TASK PROMPT
Copy the lines from the start of the records below through the line containing "const groups = ['201-721', '201-722', '201-723']", both included, and leave out the pictures.

━━━━━ DATASET RECORDS ━━━━━

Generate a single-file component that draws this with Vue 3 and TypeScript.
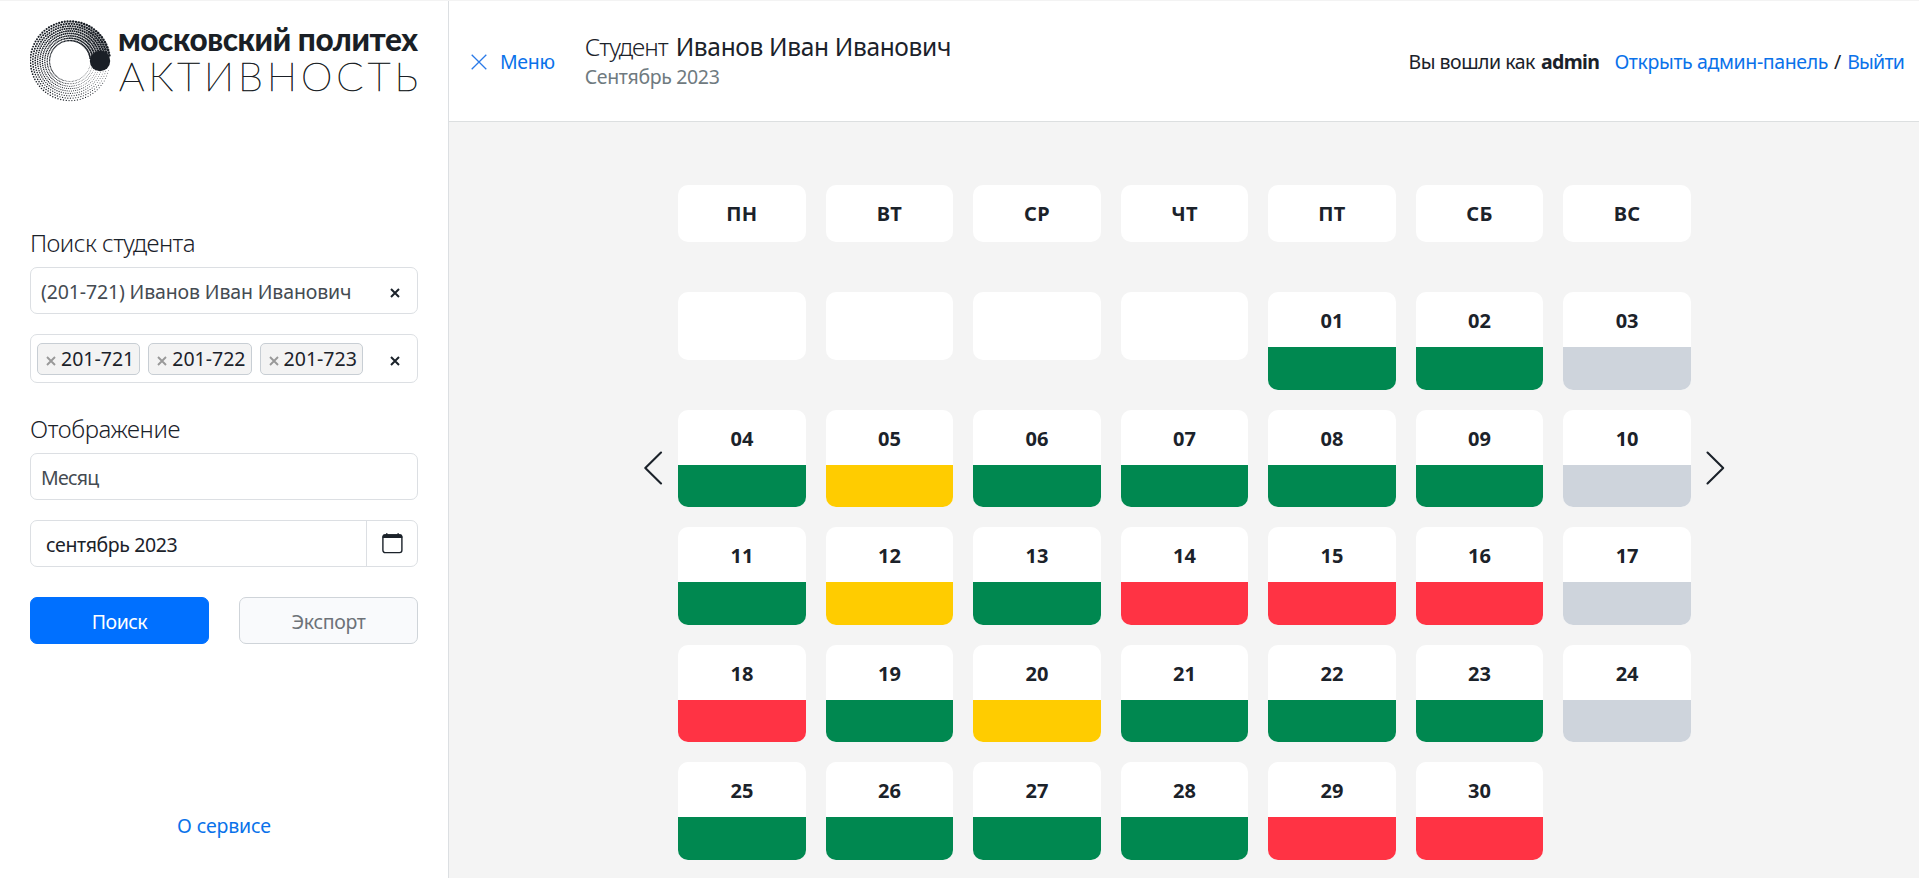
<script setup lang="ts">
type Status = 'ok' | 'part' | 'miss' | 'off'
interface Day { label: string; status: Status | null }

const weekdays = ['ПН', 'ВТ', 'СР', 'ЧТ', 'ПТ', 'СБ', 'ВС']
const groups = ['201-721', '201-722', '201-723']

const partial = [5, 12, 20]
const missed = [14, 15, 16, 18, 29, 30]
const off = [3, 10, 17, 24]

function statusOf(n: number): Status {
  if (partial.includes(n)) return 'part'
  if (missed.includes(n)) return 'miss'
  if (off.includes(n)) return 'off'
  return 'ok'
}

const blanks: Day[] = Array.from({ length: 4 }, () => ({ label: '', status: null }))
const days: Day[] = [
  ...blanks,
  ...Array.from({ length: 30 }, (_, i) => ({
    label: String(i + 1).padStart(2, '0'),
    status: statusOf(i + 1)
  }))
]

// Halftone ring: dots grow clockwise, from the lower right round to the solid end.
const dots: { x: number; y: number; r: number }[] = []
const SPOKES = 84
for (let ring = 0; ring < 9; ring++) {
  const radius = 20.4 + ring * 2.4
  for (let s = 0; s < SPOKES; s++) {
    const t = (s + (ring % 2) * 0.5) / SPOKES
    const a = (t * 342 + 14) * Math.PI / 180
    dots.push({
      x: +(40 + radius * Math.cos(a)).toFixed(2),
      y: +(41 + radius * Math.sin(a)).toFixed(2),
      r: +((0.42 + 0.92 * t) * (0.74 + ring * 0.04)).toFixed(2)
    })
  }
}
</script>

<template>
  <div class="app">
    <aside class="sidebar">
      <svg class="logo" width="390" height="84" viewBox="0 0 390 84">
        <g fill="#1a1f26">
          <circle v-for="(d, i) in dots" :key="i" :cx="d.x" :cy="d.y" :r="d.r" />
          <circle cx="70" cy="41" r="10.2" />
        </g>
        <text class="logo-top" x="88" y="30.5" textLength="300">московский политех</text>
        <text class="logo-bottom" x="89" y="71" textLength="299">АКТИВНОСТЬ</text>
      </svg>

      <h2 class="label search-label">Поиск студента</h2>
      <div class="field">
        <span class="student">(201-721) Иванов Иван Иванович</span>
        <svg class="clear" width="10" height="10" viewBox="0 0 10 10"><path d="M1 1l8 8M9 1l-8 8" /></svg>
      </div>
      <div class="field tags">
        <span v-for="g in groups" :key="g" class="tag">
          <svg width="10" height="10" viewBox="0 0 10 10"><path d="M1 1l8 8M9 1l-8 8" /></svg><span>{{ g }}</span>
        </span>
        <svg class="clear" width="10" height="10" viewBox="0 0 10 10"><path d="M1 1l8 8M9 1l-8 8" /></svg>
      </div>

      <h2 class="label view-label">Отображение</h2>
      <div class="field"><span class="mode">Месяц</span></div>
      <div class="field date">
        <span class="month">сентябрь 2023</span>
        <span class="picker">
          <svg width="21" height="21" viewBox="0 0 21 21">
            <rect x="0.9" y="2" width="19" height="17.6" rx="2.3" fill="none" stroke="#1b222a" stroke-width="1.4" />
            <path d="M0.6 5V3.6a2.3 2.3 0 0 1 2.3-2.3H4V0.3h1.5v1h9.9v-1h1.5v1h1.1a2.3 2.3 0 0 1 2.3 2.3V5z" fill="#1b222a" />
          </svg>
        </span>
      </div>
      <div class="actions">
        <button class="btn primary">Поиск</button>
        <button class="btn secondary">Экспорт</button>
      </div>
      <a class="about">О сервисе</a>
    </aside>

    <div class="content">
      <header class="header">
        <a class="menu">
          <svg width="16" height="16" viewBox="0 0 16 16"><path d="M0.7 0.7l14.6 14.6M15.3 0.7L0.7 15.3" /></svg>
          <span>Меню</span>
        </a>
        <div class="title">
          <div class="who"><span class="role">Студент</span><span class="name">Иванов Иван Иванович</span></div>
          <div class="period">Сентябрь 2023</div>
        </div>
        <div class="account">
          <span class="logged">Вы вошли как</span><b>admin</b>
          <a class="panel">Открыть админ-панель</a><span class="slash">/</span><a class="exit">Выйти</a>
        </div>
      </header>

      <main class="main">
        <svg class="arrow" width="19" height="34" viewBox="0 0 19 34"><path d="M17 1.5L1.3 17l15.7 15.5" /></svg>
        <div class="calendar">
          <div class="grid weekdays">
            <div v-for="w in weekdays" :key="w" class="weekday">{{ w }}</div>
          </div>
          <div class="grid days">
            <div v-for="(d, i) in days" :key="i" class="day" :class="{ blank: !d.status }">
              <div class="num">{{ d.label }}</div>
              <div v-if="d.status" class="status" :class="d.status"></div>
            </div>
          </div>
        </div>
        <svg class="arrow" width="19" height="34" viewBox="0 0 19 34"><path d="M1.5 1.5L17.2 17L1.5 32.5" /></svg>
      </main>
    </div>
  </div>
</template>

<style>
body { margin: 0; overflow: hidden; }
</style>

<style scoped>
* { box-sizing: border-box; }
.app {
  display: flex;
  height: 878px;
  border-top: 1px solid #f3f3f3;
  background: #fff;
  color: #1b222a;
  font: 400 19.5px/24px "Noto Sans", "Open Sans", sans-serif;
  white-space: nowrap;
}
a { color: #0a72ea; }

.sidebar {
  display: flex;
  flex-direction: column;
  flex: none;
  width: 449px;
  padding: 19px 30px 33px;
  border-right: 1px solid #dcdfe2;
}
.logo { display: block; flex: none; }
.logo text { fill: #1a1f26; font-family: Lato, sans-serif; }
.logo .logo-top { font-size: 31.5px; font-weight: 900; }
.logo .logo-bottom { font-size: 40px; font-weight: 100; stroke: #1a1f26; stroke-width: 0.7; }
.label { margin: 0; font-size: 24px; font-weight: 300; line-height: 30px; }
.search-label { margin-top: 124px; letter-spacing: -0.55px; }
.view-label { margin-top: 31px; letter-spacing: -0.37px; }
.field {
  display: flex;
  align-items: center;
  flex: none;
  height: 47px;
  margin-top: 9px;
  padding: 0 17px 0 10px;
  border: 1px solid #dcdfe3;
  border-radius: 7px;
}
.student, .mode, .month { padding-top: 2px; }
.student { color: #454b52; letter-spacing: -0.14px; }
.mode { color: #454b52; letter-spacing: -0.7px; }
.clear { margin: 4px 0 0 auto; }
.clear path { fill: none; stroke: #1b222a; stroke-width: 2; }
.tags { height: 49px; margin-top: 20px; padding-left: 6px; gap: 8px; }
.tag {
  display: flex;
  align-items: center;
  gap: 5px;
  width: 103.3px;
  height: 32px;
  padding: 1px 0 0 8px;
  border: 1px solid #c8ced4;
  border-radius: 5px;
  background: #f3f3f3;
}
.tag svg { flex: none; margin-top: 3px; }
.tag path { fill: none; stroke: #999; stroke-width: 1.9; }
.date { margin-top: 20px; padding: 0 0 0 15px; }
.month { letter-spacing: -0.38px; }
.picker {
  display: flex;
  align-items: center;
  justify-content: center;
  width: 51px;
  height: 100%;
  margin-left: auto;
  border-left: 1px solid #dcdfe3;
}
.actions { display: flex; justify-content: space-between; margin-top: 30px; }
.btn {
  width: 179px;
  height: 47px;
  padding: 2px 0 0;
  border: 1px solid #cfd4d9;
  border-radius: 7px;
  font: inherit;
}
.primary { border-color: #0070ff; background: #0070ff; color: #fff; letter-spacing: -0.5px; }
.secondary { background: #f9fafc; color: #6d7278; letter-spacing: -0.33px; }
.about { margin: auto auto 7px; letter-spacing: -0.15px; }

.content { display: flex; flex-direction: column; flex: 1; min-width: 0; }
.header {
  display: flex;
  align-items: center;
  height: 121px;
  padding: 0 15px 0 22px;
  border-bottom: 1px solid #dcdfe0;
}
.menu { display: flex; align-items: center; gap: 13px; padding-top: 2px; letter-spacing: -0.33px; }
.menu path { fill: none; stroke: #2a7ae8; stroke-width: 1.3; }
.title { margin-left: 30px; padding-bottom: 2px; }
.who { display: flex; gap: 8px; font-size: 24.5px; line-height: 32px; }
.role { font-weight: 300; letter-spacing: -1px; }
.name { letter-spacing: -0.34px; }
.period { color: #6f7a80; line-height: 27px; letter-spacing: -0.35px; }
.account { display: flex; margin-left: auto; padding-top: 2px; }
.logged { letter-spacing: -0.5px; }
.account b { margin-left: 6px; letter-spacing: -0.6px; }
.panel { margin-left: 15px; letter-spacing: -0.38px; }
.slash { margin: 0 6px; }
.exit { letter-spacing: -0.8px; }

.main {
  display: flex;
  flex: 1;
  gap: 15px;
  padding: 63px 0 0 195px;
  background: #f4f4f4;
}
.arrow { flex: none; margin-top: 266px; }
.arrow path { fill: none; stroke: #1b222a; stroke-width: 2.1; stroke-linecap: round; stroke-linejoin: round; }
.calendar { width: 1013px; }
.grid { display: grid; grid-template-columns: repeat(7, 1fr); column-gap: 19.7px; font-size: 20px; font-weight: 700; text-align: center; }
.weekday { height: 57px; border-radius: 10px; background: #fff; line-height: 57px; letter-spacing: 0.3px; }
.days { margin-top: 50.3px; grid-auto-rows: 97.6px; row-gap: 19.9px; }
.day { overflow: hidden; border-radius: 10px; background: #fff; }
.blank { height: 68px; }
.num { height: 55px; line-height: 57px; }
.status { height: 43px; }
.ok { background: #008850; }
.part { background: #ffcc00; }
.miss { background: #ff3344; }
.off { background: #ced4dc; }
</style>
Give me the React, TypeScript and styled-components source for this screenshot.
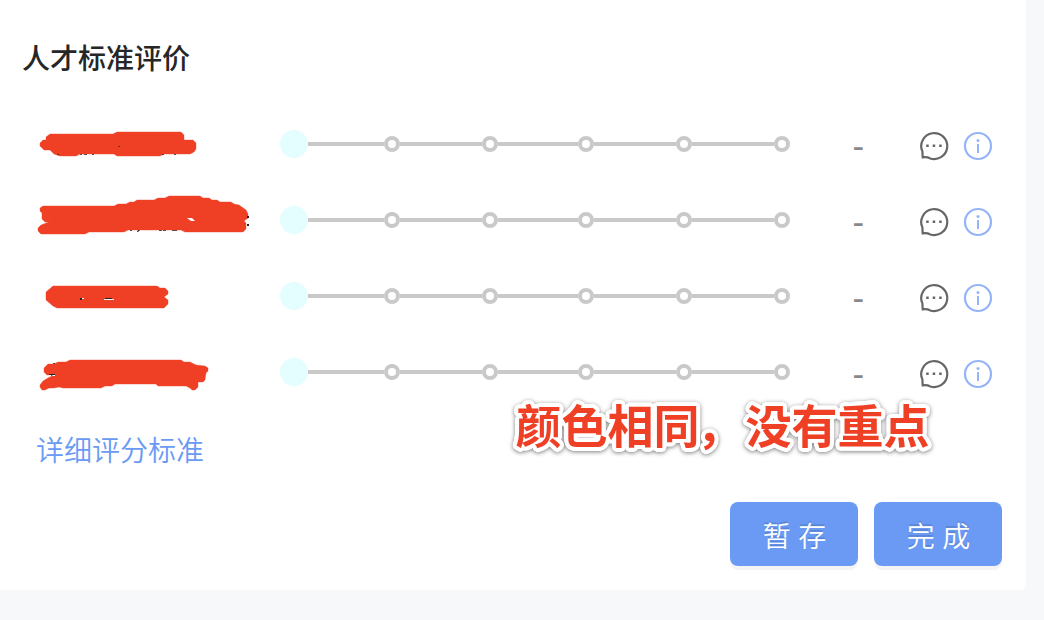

━━━━━

SOLUTION FOR THIS EXERCISE
Generate a single-file component that draws this with Vue 3 and TypeScript.
<script setup lang="ts">
type Status = 'ok' | 'part' | 'miss' | 'off'
interface Day { label: string; status: Status | null }

const weekdays = ['ПН', 'ВТ', 'СР', 'ЧТ', 'ПТ', 'СБ', 'ВС']
const groups = ['201-721', '201-722', '201-723']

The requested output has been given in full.